Est-il encore le temps de tirer les leçons de la crise des missiles de Cuba et d’éviter une guerre nucléaire ?

Biden a tort de croire qu’une guerre nucléaire pourrait être limitée à l’Europe et épargner les Etats-Unis.

Par Dmitry Trenin

Dmitry Trenin est professeur et chercheur à la Higher School of Economics et chercheur principal à l’Institute of World Economy and International Relations à Moscou. Il est également membre du Conseil russe des affaires internationales.

Source : rt.com

Traduction : lecridespeuples.fr

Ce mois d’octobre marque le 60e anniversaire de la crise des missiles de Cuba, qui a entraîné Moscou et Washington dans une épreuve de force nucléaire qui menaçait l’anéantissement immédiat du monde.

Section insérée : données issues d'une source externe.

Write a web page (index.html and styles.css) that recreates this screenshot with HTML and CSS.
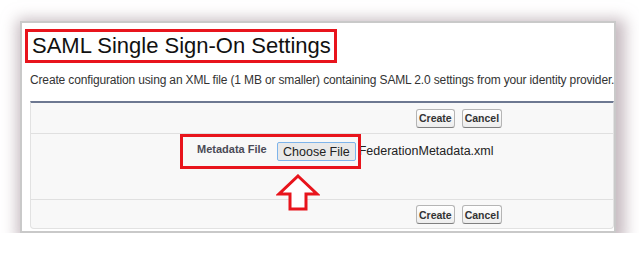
FILE: index.html
```html
<!DOCTYPE html>
<html lang="en">
<head>
  <meta charset="UTF-8" />
  <title>SAML Single Sign-On Settings</title>
  <link rel="stylesheet" href="styles.css">
</head>
<body>
  <div class="card">
    <h1 class="title">SAML Single Sign-On Settings</h1>
    <p class="desc">Create configuration using an XML file (1 MB or smaller) containing SAML 2.0 settings from your identity provider.</p>

    <div class="block">
      <div class="btn-row">
        <button class="btn">Create</button>
        <button class="btn">Cancel</button>
      </div>

      <div class="field-row">
        <span class="field-label">Metadata File</span>
        <button class="file-btn">Choose File</button>
        <span class="file-name">FederationMetadata.xml</span>
      </div>

      <div class="btn-row">
        <button class="btn">Create</button>
        <button class="btn">Cancel</button>
      </div>

      <!-- annotations -->
      <div class="mark"></div>
      <svg class="arrow" width="44" height="38" viewBox="0 0 44 38">
        <path d="M22 2 L41 20 L30 20 L30 35 L14 35 L14 20 L3 20 Z" fill="#fff" stroke="#e8141c" stroke-width="3" stroke-linejoin="miter"/>
      </svg>
    </div>
  </div>
</body>
</html>
```

FILE: styles.css
```css
* {
  box-sizing: border-box;
}

body {
  margin: 0;
  background: #fff;
  font-family: 'Liberation Sans', Arial, sans-serif;
}

.card {
  margin: 21px 0 0 20px;
  width: 596px;
  height: 212px;
  background: #fff;
  border: 2px solid #c9c9c9;
  box-shadow: 3px 4px 14px 6px rgba(160, 140, 150, 0.6);
  padding: 6px 0 0 3px;
  overflow: hidden;
}

.title {
  margin: 0;
  width: 312px;
  height: 34px;
  border: 3px solid #e8141c;
  padding-left: 4px;
  font-size: 22px;
  font-weight: normal;
  line-height: 28px;
  color: #111;
}

.desc {
  margin: 10px 0 0 5px;
  font-size: 12px;
  line-height: 15px;
  color: #333;
  letter-spacing: -0.15px;
  white-space: nowrap;
}

.block {
  position: relative;
  margin: 13px 0 0 5px;
  width: 584px;
  height: 128px;
  background: #f8f8f8;
  border: 1px solid #e2e2e2;
  border-top: 2px solid #6d7891;
  border-radius: 0 0 4px 4px;
}

.btn-row {
  display: flex;
  gap: 7px;
  padding-left: 385px;
  height: 30px;
  align-items: center;
}

.btn-row + .field-row {
  border-top: 1px solid #e0e0e0;
}

.field-row + .btn-row {
  border-top: 1px solid #e0e0e0;
}

.btn {
  height: 19px;
  padding: 0 2px;
  font-family: 'Liberation Sans', Arial, sans-serif;
  font-size: 10.5px;
  font-weight: bold;
  color: #333;
  background: linear-gradient(#ffffff, #ededed);
  border: 1px solid #b5b5b5;
  border-bottom-color: #7f7f7f;
  border-radius: 3px;
}

.field-row {
  display: flex;
  align-items: flex-start;
  height: 66px;
  padding: 8px 0 0 166px;
}

.field-label {
  font-size: 11px;
  font-weight: bold;
  color: #4a4a56;
  margin-top: 1px;
  width: 80px;
}

.file-btn {
  height: 19px;
  padding: 0 5px;
  font-family: 'Liberation Sans', Arial, sans-serif;
  font-size: 12.5px;
  color: #222;
  background: #e9e9e9;
  border: 1px solid #7eb4ea;
  border-radius: 2px;
}

.file-name {
  margin-left: 3px;
  font-size: 12.5px;
  color: #222;
  line-height: 19px;
}

.mark {
  position: absolute;
  left: 149px;
  top: 31px;
  width: 181px;
  height: 35px;
  border: 3px solid #e8141c;
}

.arrow {
  position: absolute;
  left: 245px;
  top: 71px;
}
```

Heureusement, les dirigeants de l’époque –Nikita Khrouchtchev et John F. Kennedy– ont eu la sagesse de s’éloigner du gouffre, puis de s’engager dans les premières étapes d’une gestion commune de l’adversité à l’ère nucléaire. Compte tenu du conflit actuel en Ukraine, qui ne cesse de dégénérer vers une collision militaire directe entre la Russie et les États-Unis, on peut espérer que les leçons du passé pourront également contribuer à mettre fin à la confrontation actuelle sur une note pacifique.

Cependant, nous devrions également être conscients des différences majeures entre les deux crises.

En surface, la cause fondamentale des deux confrontations est un sentiment aigu d’insécurité créé par l’expansion de l’influence politique et de la présence militaire de la puissance rivale jusqu’aux portes de son propre pays : Cuba à l’époque, l’Ukraine aujourd’hui.

Cette similitude, cependant, ne va pas plus loin. Le trait marquant de la crise ukrainienne est la grande asymétrie qui existe non seulement entre les capacités de la Russie et des États-Unis, mais aussi, et surtout, entre les enjeux. Pour le Kremlin, la question est littéralement existentielle.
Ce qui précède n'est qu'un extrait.